Volcano Mt. Rinjani is one of the top trekking destinations in the world.
I was told by many it was one of the hardest treks they have ever done but so worth it. I knew it was going to be tough but I had no idea how tough. I was also told trekking the mountain this time of year was going to be even more challenging because the rainy season had just begun and they officially close the park Jan 1st for the season. How could I pass this up, it is a once in a life time opportunity? I said yes.
In my group, there were three trekkers, including myself, two porters, and one guide.
(I had so much respect for the Porters who were carrying up to 55lbs of our food water and camping gear wearing either flip flops or going barefoot.)
Since I was the only turtle among the hares, I was left to trek alone. Two hours before the crest I ran into another group from Belgium. They became my support team. When I injured my knee, they wrapped it up and found me a walking stick.
(Photos of the trail.)
I reached the top and discovered my group had arrived two hours before me.
The next morning the sun came up, the banana pancakes were on the griddle, and the view was a slice of heaven.

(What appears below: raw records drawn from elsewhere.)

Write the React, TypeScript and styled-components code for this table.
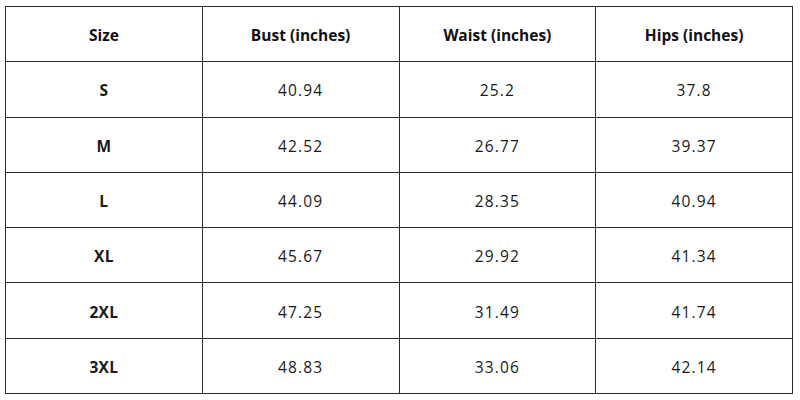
import styled, { createGlobalStyle } from 'styled-components';

const GlobalStyle = createGlobalStyle`
  body {
    margin: 0;
    background: #ffffff;
    font-family: 'Open Sans', 'Liberation Sans', sans-serif;
  }
`;

const headers = ['Size', 'Bust (inches)', 'Waist (inches)', 'Hips (inches)'];

const rows = [
  ['S', '40.94', '25.2', '37.8'],
  ['M', '42.52', '26.77', '39.37'],
  ['L', '44.09', '28.35', '40.94'],
  ['XL', '45.67', '29.92', '41.34'],
  ['2XL', '47.25', '31.49', '41.74'],
  ['3XL', '48.83', '33.06', '42.14'],
];

export default function App() {
  return (
    <Page>
      <GlobalStyle />
      <SizeTable>
        <thead>
          <Row>
            {headers.map((h) => (
              <HeadCell key={h}>{h}</HeadCell>
            ))}
          </Row>
        </thead>
        <tbody>
          {rows.map((r) => (
            <Row key={r[0]}>
              <Cell $bold>{r[0]}</Cell>
              {r.slice(1).map((v, i) => (
                <Cell key={i}>{v}</Cell>
              ))}
            </Row>
          ))}
        </tbody>
      </SizeTable>
    </Page>
  );
}

const Page = styled.div`
  padding: 6px 7px 6px 5px;
`;

const SizeTable = styled.table`
  width: 788px;
  border-collapse: collapse;
  table-layout: fixed;
`;

const Row = styled.tr`
  height: 55.3px;
`;

const HeadCell = styled.th`
  border: 1px solid #2a2a2a;
  font-size: 15.5px;
  font-weight: 700;
  color: #111;
  text-align: center;
  vertical-align: middle;
  padding: 1px 0 0;
`;

const Cell = styled.td<{ $bold?: boolean }>`
  border: 1px solid #2a2a2a;
  font-size: 15.5px;
  font-weight: ${(p) => (p.$bold ? 700 : 400)};
  letter-spacing: ${(p) => (p.$bold ? '0.3px' : '1.1px')};
  color: #1a1a1a;
  text-align: center;
  vertical-align: middle;
  padding: 2px 0 0;
`;
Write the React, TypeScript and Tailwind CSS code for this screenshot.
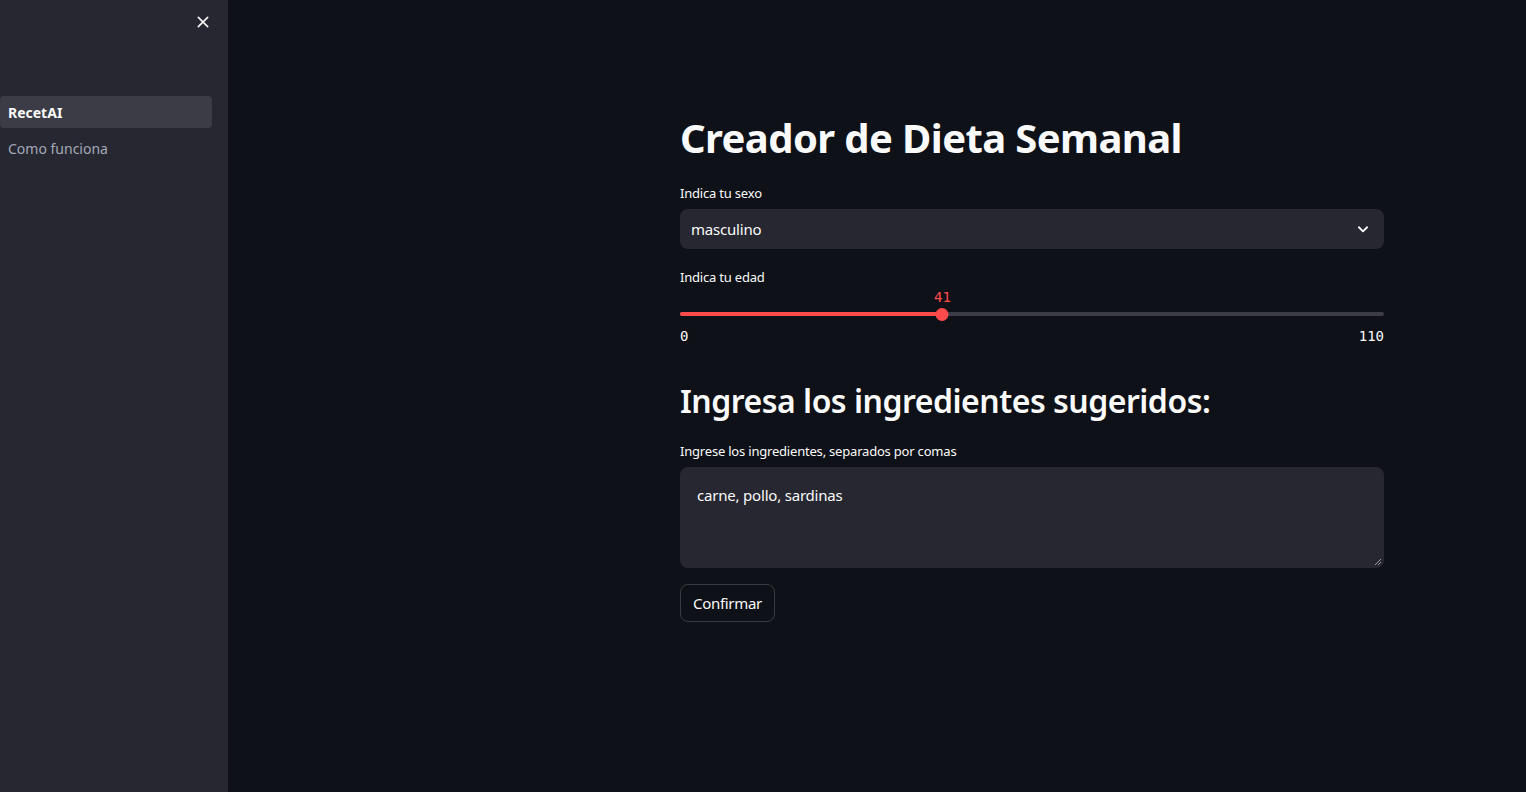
import React from "react";

export default function App() {
  const pct = (41 / 110) * 100;
  return (
    <div className="flex h-[792px] w-full overflow-hidden bg-[#0e1117] font-['Noto_Sans',sans-serif] text-[#fafafa]">
      <aside className="flex w-[228px] shrink-0 flex-col bg-[#262730]">
        <div className="flex justify-end pr-[17px] pt-[14px]">
          <svg width="16" height="16" viewBox="0 0 24 24" fill="none" stroke="#fafafa" strokeWidth="2.4" strokeLinecap="round">
            <path d="M5 5l14 14M19 5L5 19" />
          </svg>
        </div>
        <nav className="mt-[66px] flex flex-col gap-[4px] pr-4">
          <div className="flex h-[32px] items-center rounded-[4px] bg-[#3b3c45] px-2 text-[14px] font-bold text-[#fafafa]">
            RecetAI
          </div>
          <div className="flex h-[32px] items-center px-2 text-[14px] text-[#a3a8b8]">Como funciona</div>
        </nav>
      </aside>
      <main className="flex-1 pl-[452px] pr-[142px] pt-[110px]">
        <h1 className="text-[40px] font-bold leading-[56px] tracking-[-0.6px]">Creador de Dieta Semanal</h1>
        <div className="mt-[17px] text-[13px] leading-[20px] tracking-[-0.2px]">Indica tu sexo</div>
        <div className="mt-[6px] flex h-[40px] items-center justify-between rounded-[8px] bg-[#262730] pl-[11px] pr-[14px] text-[15px]">
          <span className="tracking-[-0.2px]">masculino</span>
          <svg width="14" height="14" viewBox="0 0 24 24" fill="none" stroke="#fafafa" strokeWidth="3.2" strokeLinecap="round" strokeLinejoin="round">
            <path d="M5 9l7 7 7-7" />
          </svg>
        </div>
        <div className="mt-[18px] text-[13px] leading-[20px] tracking-[-0.2px]">Indica tu edad</div>
        <div className="relative mt-[20px] h-[51px]">
          <div className="absolute top-[5px] h-[4px] w-full rounded-full bg-[#3b3c45]" />
          <div className="absolute top-[5px] h-[4px] rounded-full bg-[#ff4b4b]" style={{ width: `${pct}%` }} />
          <div className="absolute top-[0.5px] h-[13px] w-[13px] -translate-x-1/2 rounded-full bg-[#ff4b4b]" style={{ left: `${pct}%` }} />
          <div className="absolute top-[-19px] -translate-x-1/2 font-['DejaVu_Sans_Mono',monospace] text-[14px] leading-[18px] text-[#ff4b4b]" style={{ left: `${pct}%` }}>
            41
          </div>
          <div className="absolute left-0 top-[20px] font-['DejaVu_Sans_Mono',monospace] text-[14px] leading-[18px] text-[#fafafa]">0</div>
          <div className="absolute right-0 top-[20px] font-['DejaVu_Sans_Mono',monospace] text-[14px] leading-[18px] text-[#fafafa]">110</div>
        </div>
        <h2 className="mt-[19px] text-[32px] font-semibold leading-[48px] tracking-[-0.5px]">Ingresa los ingredientes sugeridos:</h2>
        <div className="mt-[16px] text-[13px] leading-[20px] tracking-[-0.2px]">Ingrese los ingredientes, separados por comas</div>
        <div className="relative mt-[6px] h-[101px] rounded-[8px] bg-[#262730] px-[17px] pt-[17px] text-[15px] leading-[22px] tracking-[-0.2px]">
          carne, pollo, sardinas
          <svg className="absolute bottom-[2px] right-[2px]" width="8" height="8" viewBox="0 0 8 8" stroke="#9a9aa0" strokeWidth="1">
            <path d="M7 1L1 7M7 4L4 7" />
          </svg>
        </div>
        <button className="mt-[16px] flex h-[38px] items-center rounded-[8px] border border-[#3a3b42] px-[12px] text-[15px] tracking-[-0.3px] text-[#fafafa]">
          Confirmar
        </button>
      </main>
    </div>
  );
}
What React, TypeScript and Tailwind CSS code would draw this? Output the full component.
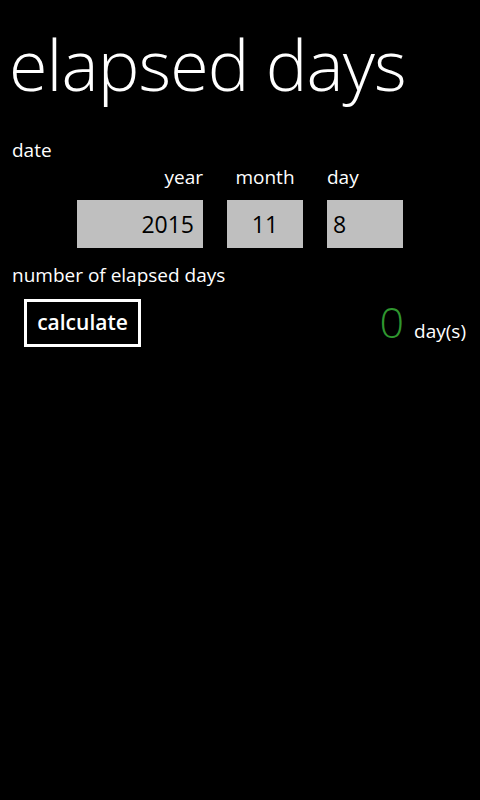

After much oohing and ahhing it was time to begin our descent.
(A baby volcano at the crest of Mt. Rinjani)
(The view from the east side of Mt. Rinjani shows the Gilli Islands and in the distance you can see Mt. Agung Volcano)
Again, I was left to make my way down without my guide or my group.
On this trek I was asked countless times by other trekkers; where is your guide? I said he is with the rest of my group.
I found myself taking on the victim role and becoming frustrated and upset with him because I paid for his service and he was not there for me. Especially on the second day when my right knee gave out on me and because I was too slow I also lost out on lunch.
I share this with you because I had expectations of how this trekking experience was supposed to pan out. When those expectations were not satisfied, I created suffering upon myself.
Approximately halfway down we stopped to rest, and I got separated from the Belgium gang and was asked to join a mother-daughter team from Holland. The mother had injured both her knees. They shared their lunch with me, and we gimped along together, and then Mother Nature decided to pay us a call, in the form of a monsoon. It rained for the entire rest of our expedition.
(Our trail under water as we exited the park)
(The mother and daughter from Holland,their porters and myself. I asked the guide to stand under the hatch back of the SUV to take the picture so my camera would not get wet.)
This journey taught me several things:
-Silence is a golden teacher. It’s here where I find my strength.
-Each person who enters my life brings me a gift.
-My expectations of how I think life should unfold can cause pain and suffering.
-A source more powerful than myself is always with me. It’s up to me to keep my eyes and my heart open to the gifts that are always being offered to me. Sometimes I don’t have to pay for them.